* [EXERCISE GOAL] Select lines where the word "styles" appears.

--- Begin DATA LISTING ---

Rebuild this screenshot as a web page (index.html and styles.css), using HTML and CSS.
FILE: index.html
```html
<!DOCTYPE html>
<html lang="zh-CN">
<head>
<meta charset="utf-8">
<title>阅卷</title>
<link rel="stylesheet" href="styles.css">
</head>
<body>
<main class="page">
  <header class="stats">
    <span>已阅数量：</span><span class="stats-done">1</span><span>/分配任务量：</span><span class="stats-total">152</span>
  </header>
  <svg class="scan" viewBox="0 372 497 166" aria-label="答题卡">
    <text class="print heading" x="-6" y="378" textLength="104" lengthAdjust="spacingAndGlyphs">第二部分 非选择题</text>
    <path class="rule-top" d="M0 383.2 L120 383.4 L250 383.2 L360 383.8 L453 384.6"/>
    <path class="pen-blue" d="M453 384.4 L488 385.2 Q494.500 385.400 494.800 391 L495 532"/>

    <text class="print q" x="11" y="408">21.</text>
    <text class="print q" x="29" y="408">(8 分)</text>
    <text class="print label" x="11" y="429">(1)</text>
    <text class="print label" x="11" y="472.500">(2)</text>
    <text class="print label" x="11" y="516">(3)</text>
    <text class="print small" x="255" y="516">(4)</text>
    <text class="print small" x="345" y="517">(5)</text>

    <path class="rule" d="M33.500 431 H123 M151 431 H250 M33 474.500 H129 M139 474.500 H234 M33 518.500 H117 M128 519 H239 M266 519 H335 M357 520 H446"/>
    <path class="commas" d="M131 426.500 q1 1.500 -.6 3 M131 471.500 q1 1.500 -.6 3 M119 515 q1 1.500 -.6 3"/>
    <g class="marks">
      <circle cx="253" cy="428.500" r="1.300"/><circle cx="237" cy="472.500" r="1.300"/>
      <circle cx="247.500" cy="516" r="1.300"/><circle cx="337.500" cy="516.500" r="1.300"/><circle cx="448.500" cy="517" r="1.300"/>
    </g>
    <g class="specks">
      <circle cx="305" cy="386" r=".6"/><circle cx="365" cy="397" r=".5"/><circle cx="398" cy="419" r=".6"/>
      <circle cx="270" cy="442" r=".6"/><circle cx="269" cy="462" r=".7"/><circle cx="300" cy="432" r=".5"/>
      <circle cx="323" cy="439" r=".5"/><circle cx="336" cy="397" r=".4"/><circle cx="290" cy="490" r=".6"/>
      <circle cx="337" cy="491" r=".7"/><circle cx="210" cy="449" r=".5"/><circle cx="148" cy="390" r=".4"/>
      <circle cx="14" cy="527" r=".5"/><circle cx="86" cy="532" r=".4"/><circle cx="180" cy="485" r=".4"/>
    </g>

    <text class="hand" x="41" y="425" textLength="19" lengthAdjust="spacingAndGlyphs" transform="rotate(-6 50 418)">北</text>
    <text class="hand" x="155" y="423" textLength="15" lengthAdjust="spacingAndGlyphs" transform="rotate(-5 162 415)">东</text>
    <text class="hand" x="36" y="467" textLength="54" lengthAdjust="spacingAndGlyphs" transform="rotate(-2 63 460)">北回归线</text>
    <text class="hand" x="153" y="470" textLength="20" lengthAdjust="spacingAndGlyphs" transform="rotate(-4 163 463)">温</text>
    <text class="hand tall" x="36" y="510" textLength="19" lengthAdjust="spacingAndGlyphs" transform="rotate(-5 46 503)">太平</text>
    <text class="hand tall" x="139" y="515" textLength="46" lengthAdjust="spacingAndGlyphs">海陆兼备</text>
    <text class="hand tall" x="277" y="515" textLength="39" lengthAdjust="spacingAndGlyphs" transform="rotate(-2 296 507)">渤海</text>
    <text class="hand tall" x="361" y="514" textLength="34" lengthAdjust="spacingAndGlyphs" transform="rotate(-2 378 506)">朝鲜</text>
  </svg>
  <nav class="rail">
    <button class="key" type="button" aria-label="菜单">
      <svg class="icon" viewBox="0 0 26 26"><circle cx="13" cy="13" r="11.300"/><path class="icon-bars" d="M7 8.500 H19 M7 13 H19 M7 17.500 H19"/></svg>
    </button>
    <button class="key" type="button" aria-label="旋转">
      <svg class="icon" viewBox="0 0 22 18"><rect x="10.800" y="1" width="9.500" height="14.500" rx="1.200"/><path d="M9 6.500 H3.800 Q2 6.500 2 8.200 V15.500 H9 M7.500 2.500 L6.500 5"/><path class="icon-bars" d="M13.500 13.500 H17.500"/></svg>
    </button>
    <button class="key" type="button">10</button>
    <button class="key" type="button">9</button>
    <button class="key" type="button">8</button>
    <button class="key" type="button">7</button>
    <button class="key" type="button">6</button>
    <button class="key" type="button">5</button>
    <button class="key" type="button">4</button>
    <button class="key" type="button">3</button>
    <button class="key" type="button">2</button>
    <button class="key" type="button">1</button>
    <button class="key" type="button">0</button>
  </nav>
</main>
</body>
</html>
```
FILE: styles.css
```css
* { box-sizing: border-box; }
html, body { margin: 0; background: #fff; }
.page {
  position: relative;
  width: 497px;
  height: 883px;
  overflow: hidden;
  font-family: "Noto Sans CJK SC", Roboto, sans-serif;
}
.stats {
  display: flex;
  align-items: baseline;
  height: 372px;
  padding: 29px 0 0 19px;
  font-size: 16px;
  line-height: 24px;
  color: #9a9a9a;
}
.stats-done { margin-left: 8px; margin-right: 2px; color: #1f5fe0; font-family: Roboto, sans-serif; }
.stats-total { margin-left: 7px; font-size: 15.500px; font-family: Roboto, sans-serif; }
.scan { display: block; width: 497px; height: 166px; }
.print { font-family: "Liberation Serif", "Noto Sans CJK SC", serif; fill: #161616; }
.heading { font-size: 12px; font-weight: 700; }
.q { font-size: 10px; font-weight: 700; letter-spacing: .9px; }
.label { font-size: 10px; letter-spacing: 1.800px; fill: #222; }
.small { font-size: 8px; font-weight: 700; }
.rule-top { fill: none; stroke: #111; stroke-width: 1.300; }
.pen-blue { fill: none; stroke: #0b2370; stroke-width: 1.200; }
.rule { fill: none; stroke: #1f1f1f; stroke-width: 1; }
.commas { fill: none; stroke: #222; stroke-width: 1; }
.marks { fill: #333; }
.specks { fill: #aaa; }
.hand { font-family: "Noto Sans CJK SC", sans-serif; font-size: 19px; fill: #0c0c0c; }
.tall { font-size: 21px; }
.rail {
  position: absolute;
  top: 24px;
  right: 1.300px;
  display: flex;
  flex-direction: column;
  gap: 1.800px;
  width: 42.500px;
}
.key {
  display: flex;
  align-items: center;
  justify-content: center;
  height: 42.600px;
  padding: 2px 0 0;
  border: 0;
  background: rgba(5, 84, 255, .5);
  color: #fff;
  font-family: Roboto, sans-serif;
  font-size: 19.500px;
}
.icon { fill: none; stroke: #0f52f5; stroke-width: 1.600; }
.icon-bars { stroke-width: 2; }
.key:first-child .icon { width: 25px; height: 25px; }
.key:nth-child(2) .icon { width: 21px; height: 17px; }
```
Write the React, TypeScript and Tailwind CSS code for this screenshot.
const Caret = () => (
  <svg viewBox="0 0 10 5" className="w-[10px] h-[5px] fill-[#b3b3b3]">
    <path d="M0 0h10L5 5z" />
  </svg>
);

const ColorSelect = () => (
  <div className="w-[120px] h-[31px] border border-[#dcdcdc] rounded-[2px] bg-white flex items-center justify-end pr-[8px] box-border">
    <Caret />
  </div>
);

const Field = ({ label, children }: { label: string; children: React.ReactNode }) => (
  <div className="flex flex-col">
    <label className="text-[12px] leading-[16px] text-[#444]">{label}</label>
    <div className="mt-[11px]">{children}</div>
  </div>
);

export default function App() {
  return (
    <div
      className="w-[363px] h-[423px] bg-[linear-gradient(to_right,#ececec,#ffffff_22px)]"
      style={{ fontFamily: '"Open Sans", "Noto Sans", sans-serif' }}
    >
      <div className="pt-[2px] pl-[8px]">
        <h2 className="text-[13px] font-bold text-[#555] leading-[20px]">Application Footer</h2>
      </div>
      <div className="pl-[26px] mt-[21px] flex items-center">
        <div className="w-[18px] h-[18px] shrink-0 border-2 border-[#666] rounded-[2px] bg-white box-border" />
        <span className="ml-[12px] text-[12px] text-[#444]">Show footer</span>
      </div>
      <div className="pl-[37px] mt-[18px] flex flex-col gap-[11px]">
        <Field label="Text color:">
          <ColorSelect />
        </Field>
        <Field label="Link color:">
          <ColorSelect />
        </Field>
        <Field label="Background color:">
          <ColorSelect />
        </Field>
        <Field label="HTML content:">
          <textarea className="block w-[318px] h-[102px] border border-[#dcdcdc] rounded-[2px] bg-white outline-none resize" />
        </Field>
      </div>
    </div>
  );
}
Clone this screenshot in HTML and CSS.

--- End DATA LISTING ---

* [IN RESPONSE]
Rebuild this screenshot as a web page (index.html and styles.css), using HTML and CSS.
<link rel="stylesheet" href="styles.css">
FILE: styles.css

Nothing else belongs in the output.